By Lorraine Haw
I have seen the criminal legal system from every angle imaginable.
My brother was 25 years old when he was murdered. After his murder, I wanted the man who killed my brother to die.
My 43-year-old son is serving a life sentence. He’s been incarcerated since he was 18.
And in the 1980s, I became addicted to drugs, a disorder that led me to commit crimes to support my habit. I served my time, and, since then, I have lived my life with purpose as an advocate for ending mass incarceration.
I know how this system works. I know how dehumanizing it is and how it fails people, both those who have been victims and those who have committed crimes.
Today, I was at the Pennsylvania Supreme Court, along with the League of Women Voters of Pennsylvania, to urge the court to invalidate the Marsy’s Law ballot question. Marsy’s Law makes more than a dozen changes to the Pennsylvania Constitution, and supporters say that they think people who have been victims of crime should have rights equal to the accused.
You may think that I, as the family member of a murder victim, would share their feelings. And I am, in fact, a believer in supporting crime victims.
But I do not believe that the rights of crime victims should come at the expense of the rights of those who have been accused of crimes.

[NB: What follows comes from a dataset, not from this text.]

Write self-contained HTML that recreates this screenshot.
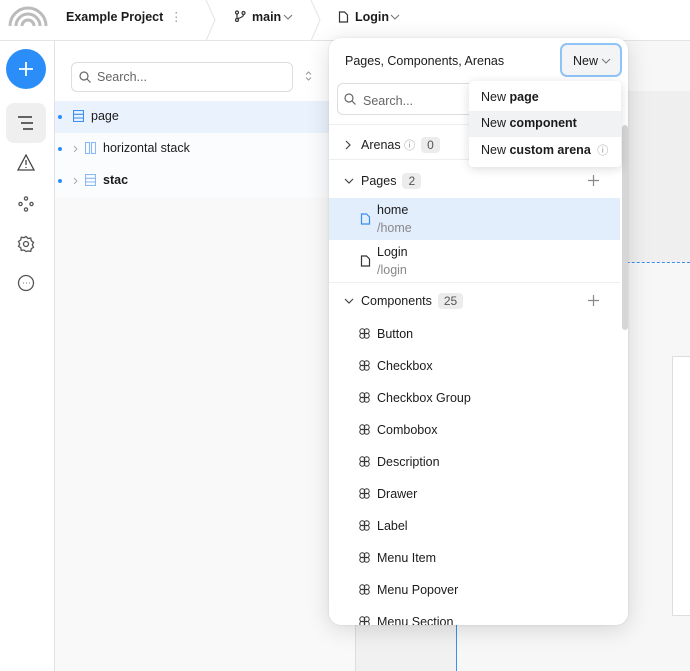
<!DOCTYPE html>
<html><head><style>
*{box-sizing:border-box;margin:0;padding:0}
body{width:690px;height:671px;overflow:hidden;font-family:"Liberation Sans",sans-serif;font-size:12.5px;color:#1b1b1b;background:#fff;position:relative}
.abs{position:absolute}
.top{left:0;top:0;width:690px;height:41px;border-bottom:1px solid #e4e4e4;background:#fff}
.rail{left:0;top:41px;width:55px;height:630px;border-right:1px solid #e2e2e2;background:#fff}
.tree{left:55px;top:41px;width:300px;height:630px;background:#f9f9f9}
.canvas{left:355px;top:41px;width:335px;height:630px;background:#f7f7f7}
.pop{left:329px;top:38px;width:299px;height:587px;background:#fff;border-radius:12px;box-shadow:0 4px 24px rgba(0,0,0,.14),0 0 2px rgba(0,0,0,.1);overflow:hidden}
.row{position:absolute;left:0;width:291px}
.badge{display:inline-block;background:#ececec;border-radius:4px;padding:1px 6px;color:#555;font-size:12px;margin-left:6px}
.ci{position:absolute;left:30px}
.cl{position:absolute;left:48px}
.menu{left:469px;top:81px;width:152px;height:86px;background:#fff;border-radius:4px;box-shadow:0 2px 10px rgba(0,0,0,.14)}
</style></head><body>
<div class="abs top">
<svg class="abs" style="left:8px;top:4px" width="40" height="22" viewBox="0 0 40 22" fill="none" stroke="#bbb" stroke-width="3"><path d="M2 22A18 18 0 0 1 38 22"/><path d="M8 22A12 12 0 0 1 32 22"/><path d="M14 22A6 6 0 0 1 26 22"/></svg>
<div class="abs" style="left:66px;top:10px;font-weight:bold;font-size:12.5px">Example Project</div>
<div class="abs" style="left:170px;top:9px;color:#999">⋮</div>
<svg class="abs" style="left:205px;top:0" width="12" height="41"><path d="M1 0L10 20L1 41" stroke="#e4e4e4" fill="none"/></svg>
<svg class="abs" style="left:234px;top:10px" width="12" height="12" fill="none" stroke="#333" stroke-width="1.2"><circle cx="3" cy="2.5" r="1.5"/><circle cx="3" cy="10" r="1.5"/><circle cx="9.5" cy="3" r="1.5"/><path d="M3 4v4.5M9.5 4.5Q9.5 7 4 8.5"/></svg>
<div class="abs" style="left:252px;top:10px;font-weight:bold">main</div>
<svg class="abs" style="left:283px;top:14px" width="10" height="6" fill="none" stroke="#777" stroke-width="1.1"><path d="M1 1l4 4 4-4"/></svg>
<svg class="abs" style="left:310px;top:0" width="12" height="41"><path d="M1 0L10 20L1 41" stroke="#e4e4e4" fill="none"/></svg>
<svg class="abs" style="left:338px;top:11px" width="11" height="12" fill="none" stroke="#333" stroke-width="1.2"><path d="M1.5 1h5l3 3v7h-8z"/></svg>
<div class="abs" style="left:355px;top:10px;font-weight:bold">Login</div>
<svg class="abs" style="left:390px;top:14px" width="10" height="6" fill="none" stroke="#777" stroke-width="1.1"><path d="M1 1l4 4 4-4"/></svg>
</div>
<div class="abs rail">
<div class="abs" style="left:6px;top:8px;width:40px;height:40px;border-radius:50%;background:#2b8ef8"></div>
<svg class="abs" style="left:18px;top:20px" width="16" height="16" stroke="#fff" stroke-width="1.8"><path d="M8 1v14M1 8h14"/></svg>
<div class="abs" style="left:6px;top:62px;width:40px;height:40px;border-radius:8px;background:#efefef"></div>
<svg class="abs" style="left:17px;top:74px" width="18" height="16" stroke="#333" stroke-width="1.5"><path d="M1 2h14M4 8h12M6 14h10"/></svg>
<svg class="abs" style="left:17px;top:113px" width="18" height="17" fill="none" stroke="#444" stroke-width="1.3"><path d="M9 1L17 16H1z"/><path d="M9 6v5M9 13v1"/></svg>
<svg class="abs" style="left:18px;top:155px" width="16" height="16" fill="none" stroke="#555" stroke-width="1.3"><circle cx="8" cy="2.5" r="1.6"/><circle cx="2.5" cy="8" r="1.6"/><circle cx="13.5" cy="8" r="1.6"/><circle cx="8" cy="13.5" r="1.6"/></svg>
<svg class="abs" style="left:17px;top:194px" width="18" height="18" fill="none" stroke="#555" stroke-width="1.3"><circle cx="9" cy="9" r="2.5"/><path d="M9 1.5l2 2 2.7-.5.6 2.7 2.2 1.6-1.2 2.5 1.2 2.5-2.2 1.4-.6 2.7-2.7-.4L9 16.5l-2-1.5-2.7.4-.6-2.7L1.5 11.3 2.7 9 1.5 6.5l2.2-1.6.6-2.7 2.7.5z"/></svg>
<svg class="abs" style="left:17px;top:233px" width="18" height="18" fill="none" stroke="#555" stroke-width="1.3"><circle cx="9" cy="9" r="7.5"/><path d="M6 9h.5M9 9h.5M12 9h.5" stroke-width="1.6"/></svg>
</div>
<div class="abs tree">
<div class="abs" style="left:0;top:0;width:300px;height:60px;background:#fff"></div>
<div class="abs" style="left:16px;top:21px;width:222px;height:30px;border:1px solid #ddd;border-radius:6px;background:#fff"></div>
<svg class="abs" style="left:24px;top:30px" width="12" height="12" fill="none" stroke="#666" stroke-width="1.2"><circle cx="5" cy="5" r="4"/><path d="M8 8l3.5 3.5"/></svg>
<div class="abs" style="left:42px;top:29px;color:#666">Search...</div>
<svg class="abs" style="left:250px;top:30px" width="7" height="10" fill="none" stroke="#999" stroke-width="1"><path d="M1 3.5l2.5-2.5 2.5 2.5M1 6.5l2.5 2.5 2.5-2.5"/></svg>
<div class="abs" style="left:0;top:60px;width:300px;height:32px;background:#e9f2fd"></div>
<div class="abs" style="left:0;top:92px;width:300px;height:64px;background:#fbfcfe"></div>
<div class="abs" style="left:3px;top:74px;width:4px;height:4px;border-radius:50%;background:#2b8ef8"></div>
<div class="abs" style="left:3px;top:106px;width:4px;height:4px;border-radius:50%;background:#2b8ef8"></div>
<div class="abs" style="left:3px;top:138px;width:4px;height:4px;border-radius:50%;background:#2b8ef8"></div>
<svg class="abs" style="left:18px;top:69px" width="11" height="12" fill="none" stroke="#3a8ff0" stroke-width="1.1"><rect x=".5" y=".5" width="10" height="11"/><path d="M.5 4.3h10M.5 8h10"/></svg>
<div class="abs" style="left:36px;top:68px">page</div>
<svg class="abs" style="left:18px;top:104px" width="5" height="8" fill="none" stroke="#aaa"><path d="M1 1l3 3-3 3"/></svg>
<svg class="abs" style="left:30px;top:101px" width="11" height="12" fill="none" stroke="#8ab8f2" stroke-width="1.1"><rect x=".5" y=".5" width="4" height="11"/><rect x="6.5" y=".5" width="4" height="11"/></svg>
<div class="abs" style="left:48px;top:100px">horizontal stack</div>
<svg class="abs" style="left:18px;top:136px" width="5" height="8" fill="none" stroke="#aaa"><path d="M1 1l3 3-3 3"/></svg>
<svg class="abs" style="left:30px;top:133px" width="11" height="12" fill="none" stroke="#8ab8f2" stroke-width="1.1"><rect x=".5" y=".5" width="10" height="11"/><path d="M.5 4.3h10M.5 8h10"/></svg>
<div class="abs" style="left:48px;top:132px;font-weight:bold">stac</div>
</div>
<div class="abs canvas">
<div class="abs" style="left:0;top:50px;width:335px;height:171px;background:#efefef"></div>
<div class="abs" style="left:0;top:221px;width:335px;border-top:1px dashed #3a8ff0"></div>
<div class="abs" style="left:317px;top:315px;width:20px;height:260px;border:1px solid #ddd;background:#fff"></div>
<div class="abs" style="left:0;top:560px;width:102px;height:70px;background:#f1f1f1;border-left:1px solid #ddd;border-right:1px solid #3a8ff0"></div>
</div>
<div class="abs pop">
<div class="abs" style="left:16px;top:16px">Pages, Components, Arenas</div>
<div class="abs" style="left:231px;top:5px;width:62px;height:34px;border:2px solid #8fc2f7;border-radius:7px;background:#f3f4f5;padding:9px 0 0 11px">New</div>
<svg class="abs" style="left:272px;top:20px" width="10" height="6" fill="none" stroke="#777" stroke-width="1.1"><path d="M1 1l4 4 4-4"/></svg>
<div class="abs" style="left:8px;top:45px;width:150px;height:32px;border:1px solid #ddd;border-radius:6px"></div>
<svg class="abs" style="left:15px;top:55px" width="12" height="12" fill="none" stroke="#666" stroke-width="1.2"><circle cx="5" cy="5" r="4"/><path d="M8 8l3.5 3.5"/></svg>
<div class="abs" style="left:34px;top:56px;color:#666">Search...</div>
<div class="row" style="top:86px;border-top:1px solid #eee;height:36px;border-bottom:1px solid #eee"></div>
<svg class="abs" style="left:16px;top:102px" width="6" height="10" fill="none" stroke="#444" stroke-width="1.2"><path d="M1 1l4 4-4 4"/></svg>
<div class="abs" style="left:32px;top:99px">Arenas <span style="color:#999;font-size:11px">ⓘ</span><span class="badge">0</span></div>
<svg class="abs" style="left:15px;top:140px" width="10" height="6" fill="none" stroke="#444" stroke-width="1.2"><path d="M1 1l4 4 4-4"/></svg>
<div class="abs" style="left:32px;top:135px">Pages<span class="badge">2</span></div>
<svg class="abs" style="left:259px;top:137px" width="11" height="11" stroke="#888" stroke-width="1.2"><path d="M5.5 0v11M0 5.5h11"/></svg>
<div class="row" style="top:160px;height:42px;background:#e2eefc"></div>
<svg class="abs" style="left:31px;top:175px" width="11" height="12" fill="none" stroke="#3a8ff0" stroke-width="1.2"><path d="M1.5 1h5l3 3v7h-8z"/></svg>
<div class="abs" style="left:48px;top:165px">home</div>
<div class="abs" style="left:48px;top:183px;color:#888">/home</div>
<svg class="abs" style="left:31px;top:217px" width="11" height="12" fill="none" stroke="#333" stroke-width="1.2"><path d="M1.5 1h5l3 3v7h-8z"/></svg>
<div class="abs" style="left:48px;top:207px">Login</div>
<div class="abs" style="left:48px;top:225px;color:#888">/login</div>
<div class="row" style="top:244px;border-top:1px solid #eee"></div>
<svg class="abs" style="left:15px;top:260px" width="10" height="6" fill="none" stroke="#444" stroke-width="1.2"><path d="M1 1l4 4 4-4"/></svg>
<div class="abs" style="left:32px;top:255px">Components<span class="badge">25</span></div>
<svg class="abs" style="left:259px;top:257px" width="11" height="11" stroke="#888" stroke-width="1.2"><path d="M5.5 0v11M0 5.5h11"/></svg>
<div class="abs" style="left:293px;top:87px;width:6px;height:205px;background:#d6d6d6;border-radius:3px"></div>
<div id="comps"></div>
</div>
<div class="abs menu">
<div class="abs" style="left:12px;top:9px">New <b>page</b></div>
<div class="abs" style="left:0;top:30px;width:152px;height:26px;background:#f0f2f4"></div>
<div class="abs" style="left:12px;top:35px">New <b>component</b></div>
<div class="abs" style="left:12px;top:61px">New <b>custom arena</b> <span style="color:#999;font-size:11px">&nbsp;ⓘ</span></div>
</div>
<script>
var n=["Button","Checkbox","Checkbox Group","Combobox","Description","Drawer","Label","Menu Item","Menu Popover","Menu Section"],h="";
n.forEach(function(t,i){var y=289+i*32;h+='<svg class="ci" style="top:'+(y+1)+'px" width="11" height="11" fill="none" stroke="#333" stroke-width="1"><circle cx="3.3" cy="3.3" r="2.5"/><circle cx="7.7" cy="3.3" r="2.5"/><circle cx="3.3" cy="7.7" r="2.5"/><circle cx="7.7" cy="7.7" r="2.5"/></svg><div class="cl" style="top:'+y+'px">'+t+'</div>';});
document.getElementById("comps").outerHTML=h;
</script>
</body></html>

Supporters of Marsy’s Law do not understand what a person is facing when they’ve been charged with a crime. They are facing the full power of the government, which wants to take their liberty and put them in a cage.
Because of the rights it grants to crime victims before a person has been convicted, Marsy’s Law unfairly assumes that the person who has been charged is guilty. That’s not how our system works. A person is considered innocent until the state proves that they are guilty.
Marsy’s Law will make it harder for people to appeal their cases or to get released on parole. We incarcerate too many people in this state for too many crimes. We need holistic solutions, decriminalization, and decarceration.
The thing is, there are things in Marsy’s Law that I support. I believe in providing notification to victims of proceedings and doing more for victims’ safety. We can make choices to provide more support to people who have been victims of crime, through law and how we choose to spend public dollars.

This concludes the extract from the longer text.